Staples discussed cyber system vulnerabilities as well. He focused on what he called the rise of cyber physical systems – cyber systems that interact with the physical world in a manner that makes the massive urbanization of the earth’s growing population possible.

“You cannot feed 10 billion people without complex machines working together to generate the food [and infrastructure services] necessary to keep that many people alive,” said Staples.

Staples argues that the complexity of cyber physical systems not only creates vulnerabilities, but that it necessitates a change in the way that people think about warfare. He notes the 160 plus million people who live in Bangladesh, a country the size of Missouri, and points to the folly behind investing in extremely expensive combat systems like the Joint Strike Fighter, which he believes will have little value in an urban fight.

“In 1991 we proved that if you build a physical structure on the earth, we are going to hit it with a Tomahawk [missile] … [but] few of our technologies will get to a target [in a large city]. Humanity is going to continue to multiply, and its going to multiply in urban environments controlled by cyber physical systems.

“If you want to hit a target like that, you hit the systems that make it possible,” said Staples.
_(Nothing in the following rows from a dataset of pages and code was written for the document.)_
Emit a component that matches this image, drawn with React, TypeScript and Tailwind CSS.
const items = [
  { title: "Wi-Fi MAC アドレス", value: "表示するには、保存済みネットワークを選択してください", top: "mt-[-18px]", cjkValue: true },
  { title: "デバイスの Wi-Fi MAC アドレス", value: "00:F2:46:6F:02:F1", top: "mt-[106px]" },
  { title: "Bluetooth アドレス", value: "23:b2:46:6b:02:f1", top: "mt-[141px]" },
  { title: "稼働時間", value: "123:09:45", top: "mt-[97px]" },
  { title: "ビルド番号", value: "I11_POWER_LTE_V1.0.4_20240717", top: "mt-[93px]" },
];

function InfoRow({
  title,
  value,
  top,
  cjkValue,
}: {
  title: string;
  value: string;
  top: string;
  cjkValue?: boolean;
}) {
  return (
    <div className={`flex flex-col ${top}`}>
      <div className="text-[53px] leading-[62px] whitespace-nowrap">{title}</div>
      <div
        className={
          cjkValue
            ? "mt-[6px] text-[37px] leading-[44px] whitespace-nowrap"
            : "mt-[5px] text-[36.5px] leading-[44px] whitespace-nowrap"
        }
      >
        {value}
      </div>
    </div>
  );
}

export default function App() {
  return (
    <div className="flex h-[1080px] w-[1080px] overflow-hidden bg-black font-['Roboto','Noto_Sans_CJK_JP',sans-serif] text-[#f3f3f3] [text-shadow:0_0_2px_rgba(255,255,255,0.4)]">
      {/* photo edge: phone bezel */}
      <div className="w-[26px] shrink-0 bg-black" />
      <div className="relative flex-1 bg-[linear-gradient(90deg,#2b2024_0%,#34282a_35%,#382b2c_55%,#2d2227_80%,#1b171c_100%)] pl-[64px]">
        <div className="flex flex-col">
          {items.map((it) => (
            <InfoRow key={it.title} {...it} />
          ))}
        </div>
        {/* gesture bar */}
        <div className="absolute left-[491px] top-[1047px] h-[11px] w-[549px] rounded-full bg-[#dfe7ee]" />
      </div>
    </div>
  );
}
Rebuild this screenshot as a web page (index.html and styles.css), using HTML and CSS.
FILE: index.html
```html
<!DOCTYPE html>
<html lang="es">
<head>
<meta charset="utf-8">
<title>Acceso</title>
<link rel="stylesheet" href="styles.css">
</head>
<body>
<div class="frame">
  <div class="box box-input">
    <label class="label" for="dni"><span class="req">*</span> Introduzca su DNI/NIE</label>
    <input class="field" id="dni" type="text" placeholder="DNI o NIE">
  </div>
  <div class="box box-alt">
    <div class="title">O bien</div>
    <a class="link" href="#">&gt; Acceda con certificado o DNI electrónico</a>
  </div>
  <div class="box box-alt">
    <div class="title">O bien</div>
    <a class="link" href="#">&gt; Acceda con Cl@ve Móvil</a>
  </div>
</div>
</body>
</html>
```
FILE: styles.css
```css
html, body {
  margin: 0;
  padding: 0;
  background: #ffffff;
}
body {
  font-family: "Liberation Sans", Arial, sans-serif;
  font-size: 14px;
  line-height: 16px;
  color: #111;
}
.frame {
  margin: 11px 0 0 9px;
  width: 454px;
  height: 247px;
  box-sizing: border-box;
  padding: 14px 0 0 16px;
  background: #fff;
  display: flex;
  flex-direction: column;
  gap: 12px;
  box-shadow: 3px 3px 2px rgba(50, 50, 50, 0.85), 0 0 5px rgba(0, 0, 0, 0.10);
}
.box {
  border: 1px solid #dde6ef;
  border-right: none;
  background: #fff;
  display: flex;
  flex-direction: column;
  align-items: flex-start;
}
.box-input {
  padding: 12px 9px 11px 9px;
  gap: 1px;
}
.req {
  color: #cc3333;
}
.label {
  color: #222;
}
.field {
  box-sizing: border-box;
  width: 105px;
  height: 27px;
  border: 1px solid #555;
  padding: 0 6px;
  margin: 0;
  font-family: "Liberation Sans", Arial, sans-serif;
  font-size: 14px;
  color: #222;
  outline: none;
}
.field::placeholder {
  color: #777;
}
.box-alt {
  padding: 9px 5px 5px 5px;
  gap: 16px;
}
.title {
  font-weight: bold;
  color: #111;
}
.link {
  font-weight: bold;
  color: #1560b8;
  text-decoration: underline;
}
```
For Arquilla, who is widely credited with predicting the advent of modern cyberwar, warfare in the cyber realm is the continuation of a process whereby over time, innovative warriors used information to make better use of weapons that project mass and energy.
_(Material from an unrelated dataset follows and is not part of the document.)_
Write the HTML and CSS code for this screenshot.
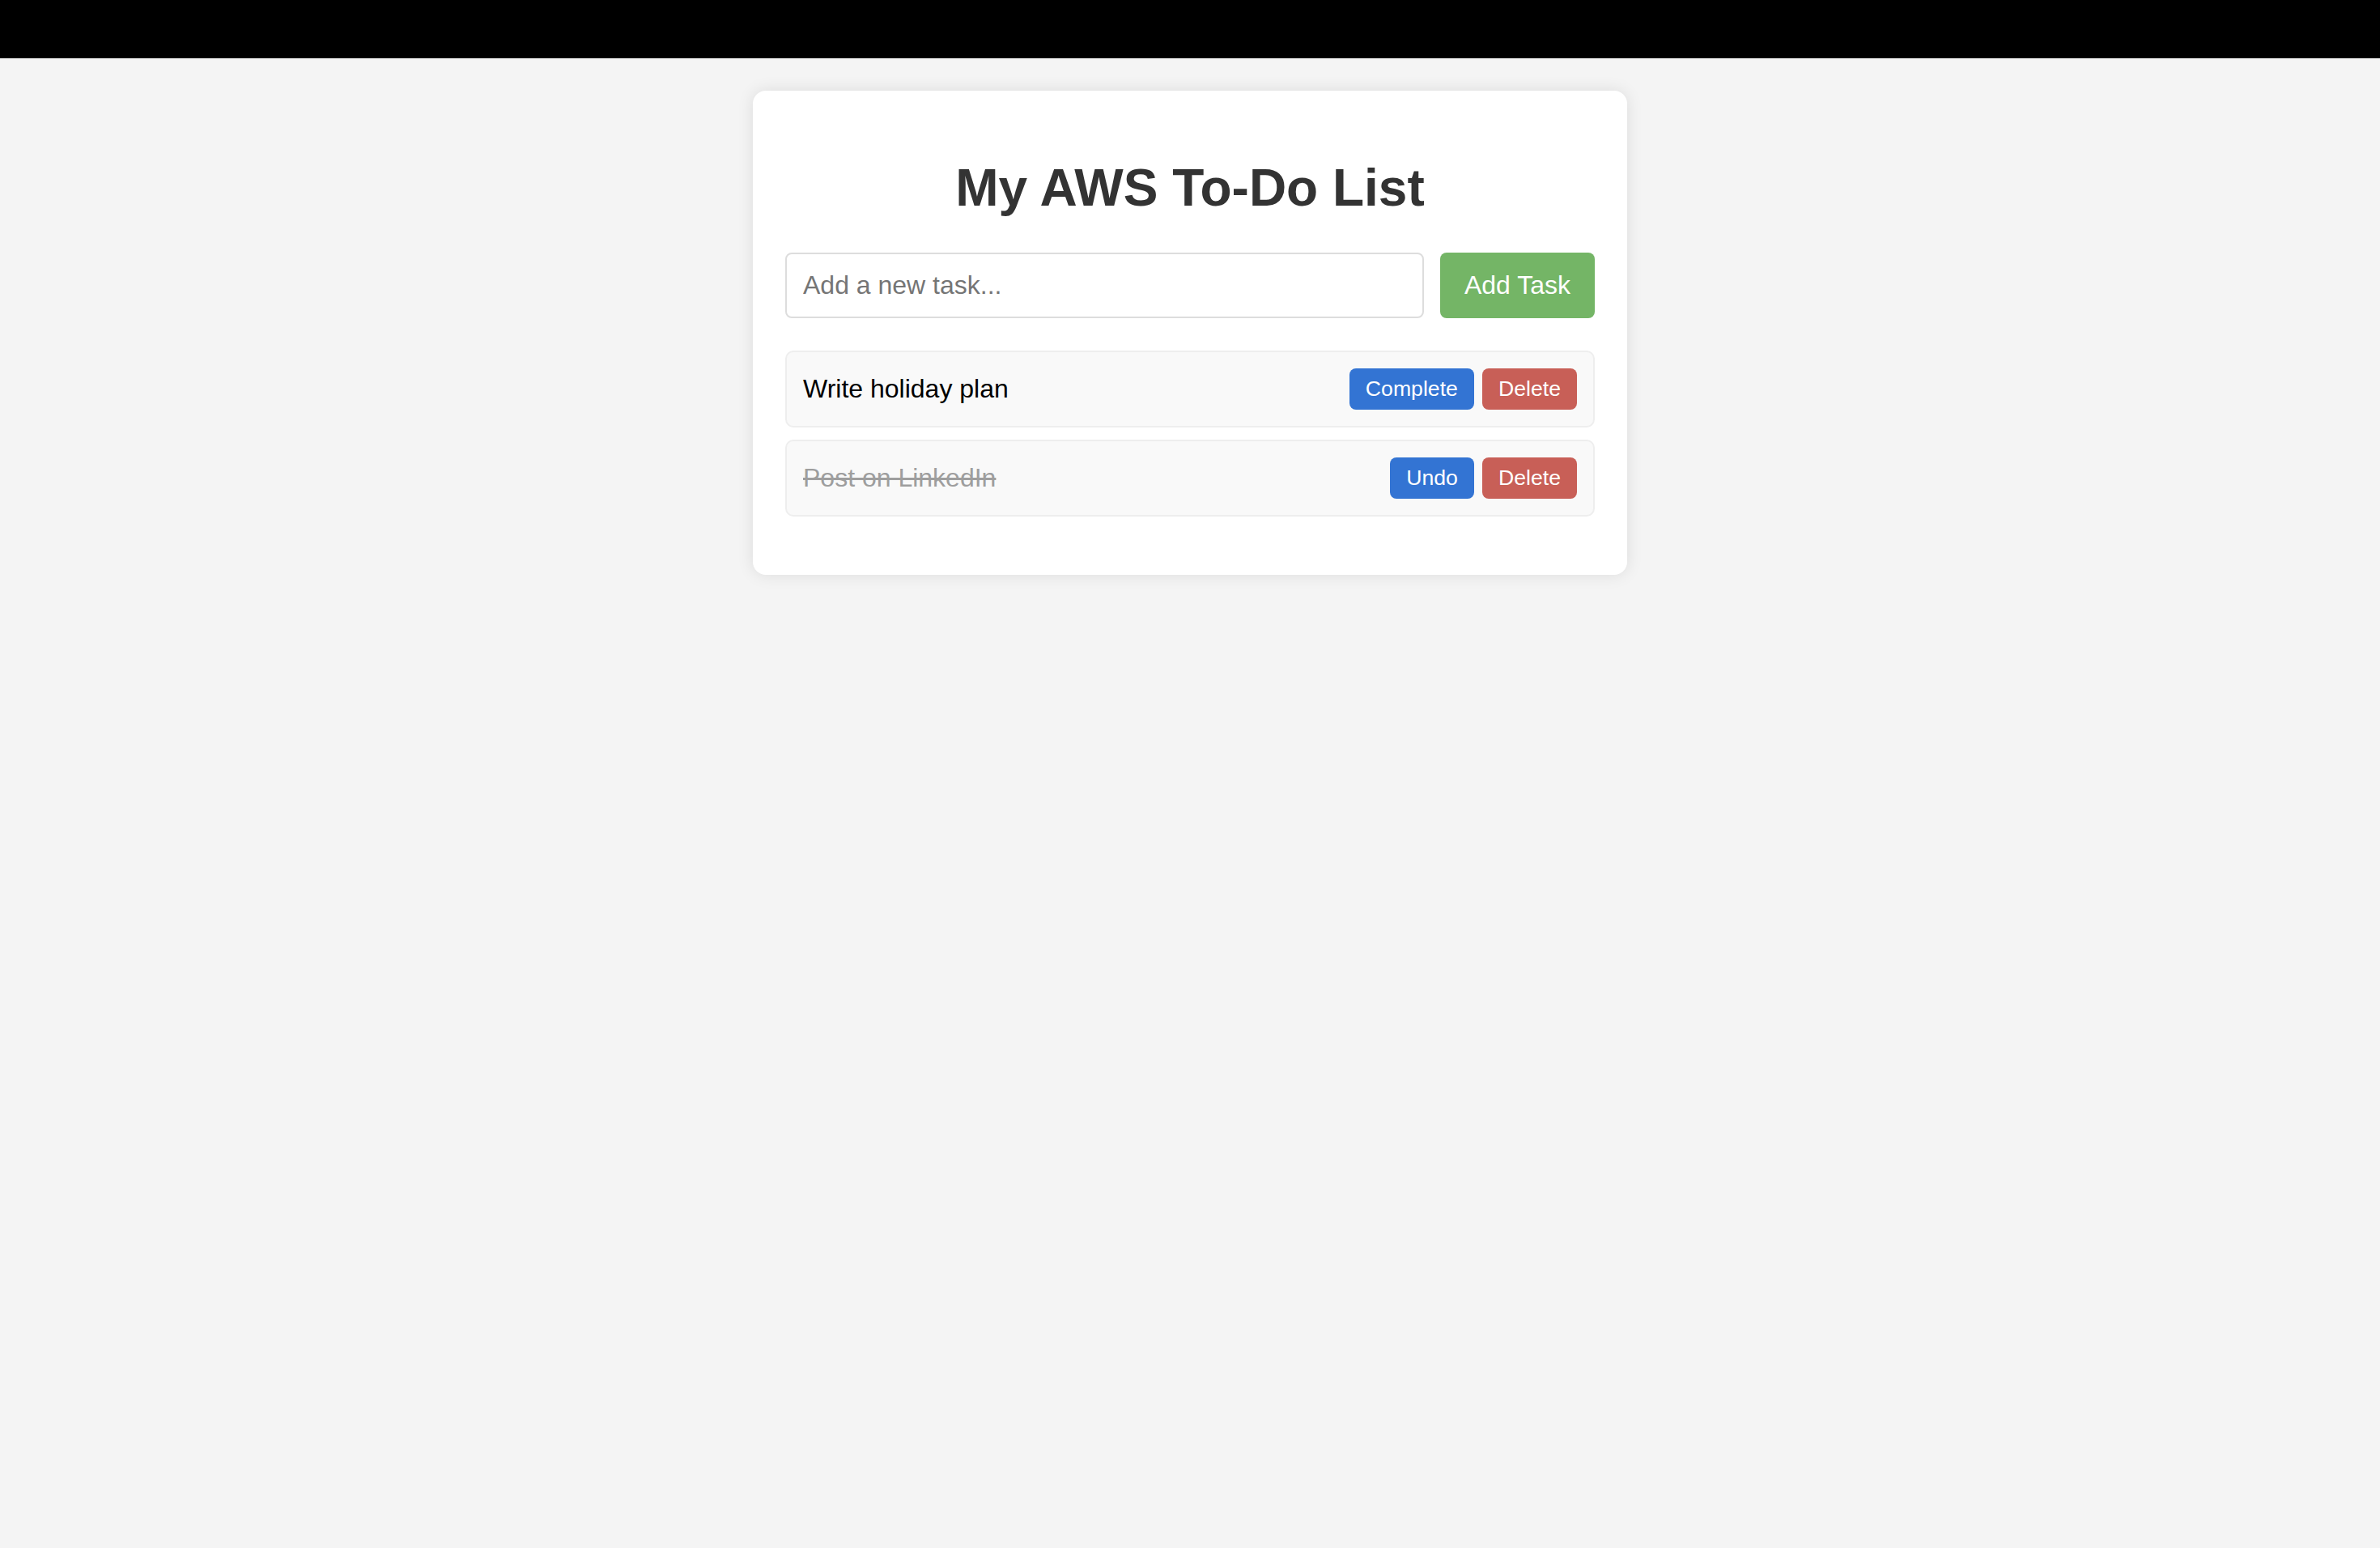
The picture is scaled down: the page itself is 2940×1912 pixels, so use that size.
FILE: index.html
```html
<!DOCTYPE html>
<html lang="en">
<head>
<meta charset="utf-8">
<title>My AWS To-Do List</title>
<link rel="stylesheet" href="styles.css">
</head>
<body>
<div class="topbar"></div>
<main class="card">
  <h1 class="title">My AWS To-Do List</h1>
  <div class="add-row">
    <input class="task-input" type="text" placeholder="Add a new task...">
    <button class="add-btn">Add Task</button>
  </div>
  <ul class="task-list">
    <li class="task">
      <span class="task-text">Write holiday plan</span>
      <div class="actions">
        <button class="btn btn-blue">Complete</button>
        <button class="btn btn-red">Delete</button>
      </div>
    </li>
    <li class="task">
      <span class="task-text done">Post on LinkedIn</span>
      <div class="actions">
        <button class="btn btn-blue">Undo</button>
        <button class="btn btn-red">Delete</button>
      </div>
    </li>
  </ul>
</main>
</body>
</html>
```
FILE: styles.css
```css
html, body {
  margin: 0;
  padding: 0;
}
body {
  background: #f4f4f4;
  font-family: "Liberation Sans", Arial, sans-serif;
  min-height: 1912px;
}
.topbar {
  height: 72px;
  background: #000;
}
.card {
  display: block;
  box-sizing: border-box;
  width: 1080px;
  margin: 40px auto 0;
  padding: 40px;
  background: #fff;
  border-radius: 16px;
  box-shadow: 0 0 20px rgba(0, 0, 0, 0.1);
}
.title {
  margin: 43px 0;
  font-size: 64px;
  font-weight: bold;
  color: #333;
  text-align: center;
  line-height: normal;
}
.add-row {
  display: flex;
  gap: 20px;
  margin-bottom: 40px;
}
.task-input {
  flex: 1;
  min-width: 0;
  box-sizing: border-box;
  padding: 20px;
  border: 2px solid #ddd;
  border-radius: 8px;
  font-family: "Liberation Sans", Arial, sans-serif;
  font-size: 32px;
  color: #000;
  background: #fff;
  outline: none;
}
.task-input::placeholder {
  color: #757575;
}
.add-btn {
  padding: 20px 30px;
  border: none;
  border-radius: 8px;
  background: #74b566;
  color: #fff;
  font-family: "Liberation Sans", Arial, sans-serif;
  font-size: 32px;
}
.task-list {
  list-style: none;
  margin: 32px 0;
  padding: 0;
}
.task {
  display: flex;
  justify-content: space-between;
  align-items: center;
  padding: 20px;
  margin-bottom: 15px;
  background: #f9f9f9;
  border: 2px solid #eee;
  border-radius: 10px;
}
.task-text {
  font-size: 32px;
  color: #000;
}
.task-text.done {
  color: #9e9e9e;
  text-decoration: line-through;
}
.actions {
  display: flex;
  gap: 10px;
}
.btn {
  padding: 10px 20px;
  border: none;
  border-radius: 8px;
  color: #fff;
  font-family: "Liberation Sans", Arial, sans-serif;
  font-size: 26.67px;
  line-height: normal;
}
.btn-blue {
  background: #3374d3;
}
.btn-red {
  background: #c85f57;
}
```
“The group with the information advantage wins … You have to think of weapons systems in terms of their information content not just mass and energy,” said Arquilla. “Up until 20 years ago, [the goal of] warfare was to turn people into automatons … Today, the big idea is the reverse. We are now trying to pour human judgment into intelligent machines.”

Arquilla illustrated his point by highlighting the early use of the rigid, but effective phalanx formation by Greek soldiers.

“It was a robust system that lasted for centuries,” said Arquilla, but it gave way to the Roman legion that had more formations to choose from and greater flexibility. Arquilla also referenced the dominance of the so-called Mongol hordes, that used the sharing of information by riders across their vast empire to amass and employ armies at specific places and times to devastating affect.

Arquilla argues that the efficacy of weapons systems increases in relation to the amount of information that is mixed with mass and energy, and he points to the success of small, networked groups that use these characteristics to accomplish their goals.

“What terrorists know today is that almost any level of violence, almost any outrage, will have an informational affect that will go around the world, and they will ride the rails of the Internet, the World Wide Web, and broadcast media. They will command the world’s attention.

“It's a fundamental upending of all of our thinking about issues of mass, energy and information. That is why 14 years after 9/11, these networks are still on their feet and fighting. The requirements of mass are very, very low,” said Arquilla.

For Arquilla, all of this points to a need to change the way we think about combat systems.

“As a Navy … We think that the aircraft carrier is a capital ship, but what if there is no capital ship, what if the capital ship is actually a network?” Arquilla asked.

In closing the exchange, Peter Denning emphasized that, while the presenters have showcased many similarly powerful ideas, innovation at its core is really about people.

“[Innovation] is a social idea … Innovation happens when people adopt the practices made possible by a new technology,” said Denning. “All over campus, faculty and students are searching for insights, and through our actions as designers, some of them blossom into solutions to Navy and DOD problems.”